XXII Jack of the Shadows
15 февраля 2017 г. в 00:50
меня зовут джек,
я как-то сбежал от смерти, безумия и прочих бед,
я пою о пошлом, безобразном, человеке и звере.
меня зовут джек,
и я пишу эту сказку вот уже десять лет,
и совсем в нее не верю.
вот стоишь, бывает, а над тобой огромный лесной массив,
что пахнет хвоей и надруганными трупами.
я бы правда хотел пройти чистыми, спокойными тропами,
всем ненадруганным их жизнь простив,
да только тянет этот лес не за руку - за шею.
я бы срифмовал это с "млеет",
а получается про рею.
понимаете, это огромный душевный кратер
- не уметь писать о любви.
(как читать злосчастный pater,
когда ты цезарь и тем уязвим)
внутренний человек шепчет:
"мы справимся, mon ami".
зверь под кожей скалит зубы,
цедя едкое "аминь".
как ненаученный светлой печали,
я шагаю в этот лес с разбега,
не надеясь найти дороги домой.
низкие ветви опутывают ноги,
кивая: "йой,
ну как там поэты нового века снаружи?
дохнут, врачуют?"
мне смешно до хрипоты и дрожи,
ибо одни смерти чуют,
другие на выжженной земле ночуют,
третьи просто рифмачи.
но не тот, кому вою я в ночи.
аллен, услышь мой рёв,
услышь мой крик.
услышь мои сто слов о том,
чтобы не отдавать, а дарить.
аллен, почему ты умер до,
почему умер после?
какое ты имел право умирать вообще,
оставляя от себя груду чертовых мощей?
аллен, здесь не земля, а сплошная лава.
я не хотел вырастать, я хотел бегать по диванам.
я хотел… чего я хотел?
мира во всем мире,
как ты говорил лимонову и прочим?
поклоняться не богам,
а чернорабочим да зодчим?
писать сны, а не стихи в мареве ночи,
или просто не пойти ко дну?
черной кистью веди по полотну,
стирая строчки, бурные ночки,
стирая всё, что было человеком,
дошедшим до точки невозврата.
казимир северинович! жив ли тот,
чьи черты погребены
под вашим черным квадратом?
аллен, услышь мой крик.
услышь мой рёв.
услышь мой потонувший в этой лаве
вздох о тех, кто так рано сдох.
дорогой мой аллен,
my twenty century boy,
покоривший орегон и род-айленд.
кажется, поэтов этого века сказочно наебали.

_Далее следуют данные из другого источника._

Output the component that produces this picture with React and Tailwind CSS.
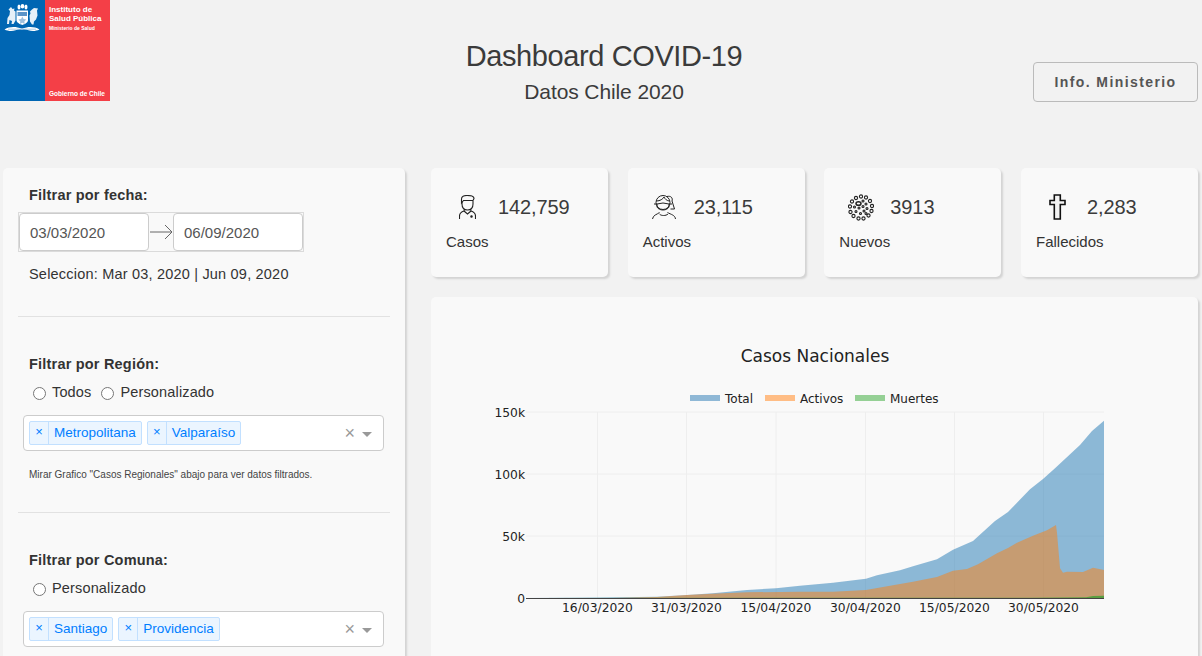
import React from "react";

const totalPts = "526,598 600,597.5 657,596.7 687,595 713,593.3 747,590 776,588.3 800,585.7 833,582.7 866,578.7 877,575.3 900,570.3 913,566.3 937,559.3 953,549.7 973,541 995,521 1008,512 1030,489.3 1043,479 1055,468.3 1080,445 1092,431 1104,420.7 1104,598";
const activePts = "526,598 613,598 657,597 687,595 713,593.7 747,592.3 800,591.7 833,591.7 866,590 883,587 913,581.7 937,577 953,570.7 967,569 978,564.3 997,553.3 1008,548 1017,542.7 1033,535.7 1047,530.3 1056,525 1057,533 1060,568.3 1063,572.7 1067,571.7 1083,572 1093,567.7 1104,570 1104,598";
const deathPts = "526,598 1030,597.7 1086,597.3 1093,596 1104,595.7 1104,598";

const xTicks = [
  { x: 597.5, label: "16/03/2020" },
  { x: 686.5, label: "31/03/2020" },
  { x: 776, label: "15/04/2020" },
  { x: 865.5, label: "30/04/2020" },
  { x: 954.5, label: "15/05/2020" },
  { x: 1043.5, label: "30/05/2020" },
];
const yTicks = [
  { y: 412, label: "150k" },
  { y: 474, label: "100k" },
  { y: 536, label: "50k" },
  { y: 598, label: "0" },
];

const PersonIcon = () => (
  <svg width="17" height="24" viewBox="0 0 17 24" fill="none" stroke="#222" strokeWidth="1.1">
    <path d="M2.500 8V4C2.500 1.500 5 .5 8 .5c4 0 7 1 7 3l-1 2H4.500L2.500 8z" />
    <path d="M3 7v2c0 4 2.500 6 5.500 6s5.500-2 5.500-6V6" />
    <path d="M5.500 14L5 16c-3 1-4.500 2.500-4.500 5v3M11.500 14l.5 2c3 1 4.500 2.500 4.500 5v3M5 16l3.500 3 3.500-3" />
    <circle cx="12.500" cy="21.500" r=".7" fill="#222" />
  </svg>
);

const WomanIcon = () => (
  <svg width="24" height="24" viewBox="0 0 24 24" fill="none" stroke="#222" strokeWidth="1">
    <circle cx="11" cy="7.500" r="7" />
    <path d="M4.500 6C8 6 11 4 12 2c1 2 3 4 5.500 4" />
    <path d="M5 9l6-1 6 1v3c-2 4-10 4-12 0z" />
    <path d="M2 9h3M17 9h3" />
    <path d="M15 1.500c4-1 6 1.500 5 4.500l2.500 8h-4" />
    <path d="M.5 24c.5-4 4.500-4.500 7-6.500M23.500 24c-.5-4-4.500-4.500-8-6.500M7.500 19c1.500 2 6.500 2 8.500 0" />
  </svg>
);

const VirusIcon = () => (
  <svg width="26" height="27" viewBox="0 0 26 27" fill="none" stroke="#222" strokeWidth="1.100">
    {[[13, 2.500], [18, 3.500], [22, 7], [24, 12], [23.500, 17], [20.500, 21.500], [15.500, 24.500], [10.500, 24.500], [5.500, 22], [2.500, 18], [2, 12.500], [4, 7.500], [8, 4]].map(([cx, cy]) => (
      <circle key={cx + "-" + cy} cx={cx} cy={cy} r="1.600" />
    ))}
    <ellipse cx="10.500" cy="9.500" rx="2.500" ry="1.800" strokeWidth="1.500" />
    {[[15, 7], [18, 10], [6.500, 13], [11, 14], [15, 12.500], [19, 14.500], [16, 17], [8, 17.500], [12.500, 19.500], [18, 19.500]].map(([cx, cy]) => (
      <circle key={cx + "-" + cy} cx={cx} cy={cy} r="1" />
    ))}
  </svg>
);

const CrossIcon = () => (
  <svg width="17" height="26" viewBox="0 0 17 26" fill="#f4f4f4" stroke="#111" strokeWidth="1.600">
    <path d="M5.300 1h6v5.500H16v4h-4.700V25h-6V10.500H1v-4h4.300z" />
  </svg>
);

// escudo del logo, dibujado a grandes rasgos
const Emblem = () => (
  <svg width="36" height="28" viewBox="0 0 36 28" fill="#fff">
    <ellipse cx="15" cy="3" rx="1.500" ry="2.500" />
    <ellipse cx="18.500" cy="2.200" rx="1.800" ry="2.200" />
    <ellipse cx="22" cy="3" rx="1.500" ry="2.500" />
    <path d="M12.500 6.500h11.500v9.500c0 2.500-3 4-5.700 5-2.800-1-5.800-2.500-5.800-5z" />
    <path d="M13.500 8h9.500v4h-9.500z" fill="#5b94c8" />
    <path d="M18.300 12.500l1.300 2.600 2.700.4-2 1.900.5 2.600-2.500-1.300-2.400 1.300.4-2.600-1.900-1.900 2.700-.4z" fill="#9fc0dd" />
    {/* huemul */}
    <path d="M7 3l1.500 2 2-.5-.5 2 1.500 1v9l-2 3.500h-2l.5-3-2.500-1-.5 4h-2l.5-6 2-3 .5-4-1.500-1.500z" opacity=".9" />
    {/* condor */}
    <path d="M30 4l-2 1.500-2 2 .5 2-1 2 .5 6 2 3h1.500l.5-3 2-2 1.500-4-.5-5 1-2z" opacity=".9" />
    <path d="M.5 25.500c4-2.500 9-2.800 13-2l4.500 1 4.500-1c4-.8 9-.5 13 2-3.500 1.800-8 1.800-11 .8-2.200-.7-4-1-6.500-.5-2.500-.5-4.300-.2-6.500.5-3 1-7.500 1-11-.8z" />
    <path d="M4 25.200h28" stroke="#5b94c8" strokeWidth=".5" />
  </svg>
);

const Logo = () => (
  <div className="flex h-[101px] w-[110px] shrink-0 font-['Liberation_Sans',sans-serif] text-white">
    <div className="w-[45px] bg-[#0066b3] pt-[4px] pl-[4px]">
      <Emblem />
    </div>
    <div className="flex w-[65px] flex-col bg-[#f43f47] pt-[6px] pl-[4px]">
      <p className="text-[8px] leading-[8.500px] font-bold">Instituto de<br />Salud Pública</p>
      <p className="mt-[2px] text-[5px] leading-[6px] font-bold">Ministerio de Salud</p>
      <p className="mt-auto mb-[3px] text-[6.500px] leading-[9px] font-bold">Gobierno de Chile</p>
    </div>
  </div>
);

const Tag = ({ label }) => (
  <span className="flex h-[24px] items-stretch rounded-[2px] border border-[#c2e0ff] bg-[#ebf5ff] text-[13.500px] text-[#007eff]">
    <span className="flex w-[19px] items-center justify-center border-r border-[#c2e0ff] pb-[3px] text-[13px]">×</span>
    <span className="flex items-center px-[5px]">{label}</span>
  </span>
);

const MultiSelect = ({ tags }) => (
  <div className="ml-[5px] flex h-[36px] w-[361px] items-center rounded-[4px] border border-[#ccc] bg-white pr-[11px] pl-[5px]">
    <div className="flex flex-1 gap-[5px]">
      {tags.map((t) => (
        <Tag key={t} label={t} />
      ))}
    </div>
    <span className="mr-[7px] text-[18px] leading-none text-[#999]">×</span>
    <span className="mt-[2px] h-0 w-0 border-x-[5px] border-t-[5px] border-x-transparent border-t-[#999]" />
  </div>
);

const Radio = ({ label }) => (
  <label className="flex items-center gap-[6px]">
    <input type="radio" name={label} className="m-0 h-[13px] w-[13px]" />
    <span className="tracking-[0.150px]">{label}</span>
  </label>
);

const Filter = ({ children }) => (
  <p className="ml-[11px] text-[14.500px] leading-[20px] font-bold tracking-[0.200px] text-[#333]">{children}</p>
);

const StatCard = ({ icon, value, label, iconBox }) => (
  <div className="h-[109px] w-[177px] rounded-[5px] bg-[#f9f9f9] pt-[24px] pl-[15px] shadow-[2px_2px_2px_lightgrey]">
    <div className="flex h-[30px] items-center">
      <div className={`flex justify-center ${iconBox}`}>{icon}</div>
      <span className="text-[20px] tracking-[-0.100px] text-[#3b3b3b]">{value}</span>
    </div>
    <p className="mt-[10px] text-[15px] leading-[20px] text-[#333]">{label}</p>
  </div>
);

const Chart = () => (
  <svg width="767" height="360" viewBox="431 297 767 360" className="block" fontFamily="'DejaVu Sans', sans-serif">
    <text x="815" y="362" textAnchor="middle" fontSize="17" fill="#222">Casos Nacionales</text>

    <rect x="690" y="395" width="30" height="6" fill="#8fb8d6" />
    <text x="725" y="402.500" fontSize="12" fill="#222">Total</text>
    <rect x="765" y="395" width="30" height="6" fill="#ffbd85" />
    <text x="800" y="402.500" fontSize="12" fill="#222">Activos</text>
    <rect x="855" y="395" width="30" height="6" fill="#95d095" />
    <text x="890" y="402.500" fontSize="12" fill="#222">Muertes</text>

    {yTicks.slice(0, 3).map((t) => (
      <line key={t.label} x1="526" x2="1104" y1={t.y} y2={t.y} stroke="#eee" strokeWidth="1" />
    ))}
    {xTicks.map((t) => (
      <line key={t.x} x1={t.x} x2={t.x} y1="412" y2="598" stroke="#eee" strokeWidth="1" />
    ))}

    <polygon points={totalPts} fill="#1f77b4" fillOpacity=".5" />
    <polygon points={activePts} fill="#ff7f0e" fillOpacity=".5" />
    <polygon points={deathPts} fill="#2ca02c" fillOpacity=".7" />
    <line x1="526" x2="1104" y1="598.500" y2="598.500" stroke="#444" strokeWidth="1" />

    {yTicks.map((t) => (
      <text key={t.label} x="525" y={t.y + 5} textAnchor="end" fontSize="12.300" fill="#222">{t.label}</text>
    ))}
    {xTicks.map((t) => (
      <text key={t.label} x={t.x} y="612" textAnchor="middle" fontSize="12.300" fill="#222">{t.label}</text>
    ))}
  </svg>
);

export default function App() {
  return (
    <div className="h-[656px] overflow-hidden bg-[#f2f2f2] font-['Liberation_Sans',Arial,sans-serif] text-[#333]">
      {/* header */}
      <div className="flex h-[168px] items-start">
        <div className="w-[405px]">
          <Logo />
        </div>
        <div className="w-[398px] pt-[38px] text-center">
          <h1 className="text-[29px] leading-[36px] tracking-[-0.400px] text-[#3b3b3b]">Dashboard COVID-19</h1>
          <h2 className="mt-[6px] text-[21px] leading-[24px] tracking-[-0.100px] text-[#3b3b3b]">Datos Chile 2020</h2>
        </div>
        <div className="flex flex-1 justify-end pt-[62px] pr-[4px]">
          <button className="h-[40px] w-[165px] rounded-[4px] border border-[#bbb] text-[14px] font-bold tracking-[1.400px] text-[#555]">
            Info. Ministerio
          </button>
        </div>
      </div>

      <div className="flex gap-[26px] pl-[3px]">
        {/* filtros */}
        <div className="h-[560px] w-[402px] shrink-0 rounded-[5px] bg-[#f9f9f9] px-[15px] pt-[17px] text-[14.500px] shadow-[2px_2px_2px_lightgrey]">
          <Filter>Filtrar por fecha:</Filter>
          <div className="mt-[7px] flex h-[40px] w-[286px] items-center border border-[#dbdbdb] text-[15px] text-[#555]">
            <div className="flex h-[38px] w-[130px] items-center rounded-[4px] border border-[#ccc] bg-white pt-[2px] pl-[10px]">03/03/2020</div>
            <svg width="24" height="16" viewBox="0 0 24 16" fill="none" stroke="#666" strokeWidth="1">
              <path d="M1 8h22M16 1l7 7-7 7" />
            </svg>
            <div className="flex h-[38px] w-[130px] items-center rounded-[4px] border border-[#ccc] bg-white pt-[2px] pl-[10px]">06/09/2020</div>
          </div>
          <p className="mt-[12px] ml-[11px] leading-[20px] tracking-[0.200px]">Seleccion: Mar 03, 2020 | Jun 09, 2020</p>
          <hr className="mt-[32px] border-[#e2e2e2]" />

          <div className="mt-[37px]">
            <Filter>Filtrar por Región:</Filter>
          </div>
          <div className="mt-[9px] ml-[15px] flex h-[20px] gap-[10px]">
            <Radio label="Todos" />
            <Radio label="Personalizado" />
          </div>
          <div className="mt-[12px]">
            <MultiSelect tags={["Metropolitana", "Valparaíso"]} />
          </div>
          <p className="mt-[18px] ml-[11px] text-[10px] leading-[12px] text-[#444]">Mirar Grafico "Casos Regionales" abajo para ver datos filtrados.</p>
          <hr className="mt-[31px] border-[#e2e2e2]" />

          <div className="mt-[37px]">
            <Filter>Filtrar por Comuna:</Filter>
          </div>
          <div className="mt-[9px] ml-[15px] flex h-[20px]">
            <Radio label="Personalizado" />
          </div>
          <div className="mt-[12px]">
            <MultiSelect tags={["Santiago", "Providencia"]} />
          </div>
        </div>

        {/* tarjetas y grafico */}
        <div className="w-[767px] shrink-0">
          <div className="flex justify-between">
            <StatCard icon={<PersonIcon />} iconBox="w-[52px] pr-[10px]" value="142,759" label="Casos" />
            <StatCard icon={<WomanIcon />} iconBox="w-[51px] pr-[8px]" value="23,115" label="Activos" />
            <StatCard icon={<VirusIcon />} iconBox="w-[51px] pr-[8px]" value="3913" label="Nuevos" />
            <StatCard icon={<CrossIcon />} iconBox="w-[51px] pr-[8px]" value="2,283" label="Fallecidos" />
          </div>
          <div className="mt-[20px] h-[400px] rounded-[5px] bg-[#f9f9f9] shadow-[2px_2px_2px_lightgrey]">
            <Chart />
          </div>
        </div>
      </div>
    </div>
  );
}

аллен, дома рушатся под весом
этого огромного кулака с небес,
что невозможно увидеть.
знаешь, если бог есть,
у него барахлит букридер.
аллен, вы, битники, не были никогда разбиты,
вы разбивали. рифмы, ритмы, носы, устои,
трусов, что без коня не вломились бы в Трою,
и сердце, хоть оно ничего и не стоит.
вой мой заводит все дальше в лес,
где все больше наломанных дров.
из всех подтопленных мест
это пахнет хлеще всего,
если не считать мутный русалий ров.
слышно, как играет где-то грязный рок,
и нет в чащобе уголка темней.
из всех глубинных темниц
эта закрыта на самый внушительный замок
- сюда нет входа даже мне.
особенно мне.
мой внутренний лес стоит на трупах
- по дереву на каждого, одиннадцать штук.
полчище смешливых умпа лумпа
посадили прочее: кусты, цветы, лопух,
не зря носят при себе лопаты.
каждый день во мне что-то мертвеет.
каждый день здесь этому рады.
на самом деле,
герой умирает в середине романа,
и именно это отличает эпос от драмы
- чёткость силуэта.
зверь и человек во мне пытаются ужиться,
и только это делает из меня поэта.
глупого, зацикленного на войне и смерти,
но пусть кинет в меня камень тот,
кто не топил свой ад в порохе и спирте.
по сути, слова - то же бухло.
я повышаю градус, и строки все длинней.
вы можете назвать меня беспонтовым брехлом,
но тогда проснется зверь и, хмыкнув, скажет "бей".
понимаете, это огромный душевный кратер
- всегда быть готовым к войне.
ждать ее, как Дидона ждала безумца по имени Эней.
искать ее, как Данте - Беатриче, Деметра - Персефону.
никакое бухло это не лечит.
никаким святым это не знакомо.
по сути, это что-то вроде зыбучих песков:
страх - катализатор процесса.
пули летят мимо висков,
мимо прожженного сердца.
вот и остается только писать да расти.
здрасьте, я джек, вас случаем не надобно спасти?